(636b) Computational Screening for the Discovery of Small Molecule Regulators of Insulin Degrading Enzyme
AIChE Annual Meeting
2009 Annual Meeting
Computing and Systems Technology Division
Systems Engineering Approaches in Biology and Biomedicine
Thursday, November 12, 2009 - 3:40pm to 4:05pm
Insulin degrading enzyme (IDE) is involved in the clearance of insulin of amyloid-β (Aβ) and insulin, which are peptides associated with Alzheimer's disease (AD) and diabetes respectively. In this study, our objective is to design novel regulators of IDE using structure-based drug design approach, which might facilitate the development of activators or inhibitors of IDE. This approach is a powerful method for designing inhibitors and/or activators with high specificity.
Three dimensional structure of IDE was obtained using X-Ray crystallography by Tang group at the University of Chicago. IDE is organized in two domains (IDE-N and IDE-C) that connect with each other by a flexible hinge. IDE can adopt at least two conformations; nominated as ?open? and ?closed?. The open state allows substrates to enter freely the catalytic cavity; however the closed (stable) state entraps the substrates inside to perform hydrolysis, and it is significant for the catalytic function. Additionally, N-terminal of the IDE substrates make contacts with a highly conserved exosite that is located ~30 Å away from the catalytic center prior to cleavage. In the study of Tang group, short peptide substrate bradykinin is found to be an activator of IDE by only binding to the exosite and not to the catalytic site, which suggested low affinity of bradykinin for IDE. This finding has been taken as the basis for the design of regulatory molecules for IDE activity. This might suggest that small chemical compounds that bind to the exosite would have the possible regulatory role in substrate binding and subsequent cleavage by IDE.
In this study, we applied both the computational docking methods and the experimental biological activity assays for the discovery of IDE regulators. The first step of the computational docking method involves minimization and equilibration of the crystal structure of IDE (PDB ID: 2G47), and molecular dynamics simulation was performed until the protein was stabilized. Second, virtual ligand screening with AutoDock molecular docking simulation program was performed by screening of a chemical library consisting of over 9 million compounds. Next, drug candidates were selected with respect to their binding energies and spatial conformations in exosite regions.

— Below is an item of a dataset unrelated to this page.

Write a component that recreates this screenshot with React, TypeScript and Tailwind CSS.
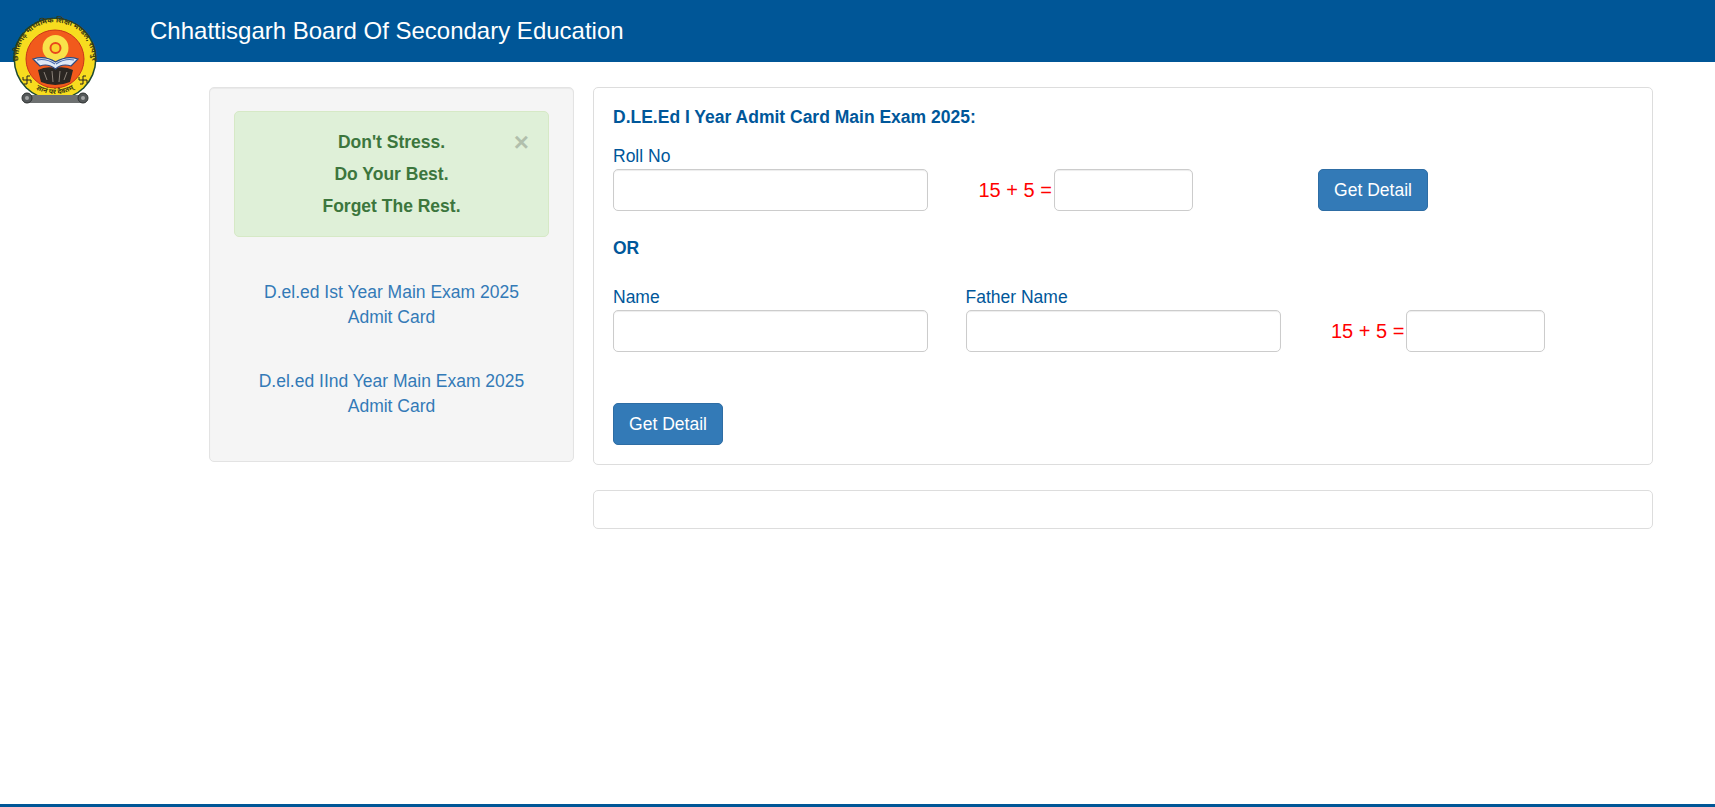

As a result, more than 100 small molecule drug candidates with lowest predicted binding free energies between -11 kcal/mol and -13 kcal/mol have been identified as potential hits which will be tested by using fluorogenic assay for the biological activity. Finally, the activity of the successful drug candidates will be characterized in a cellular assay to establish that they do not have cytotoxic effects.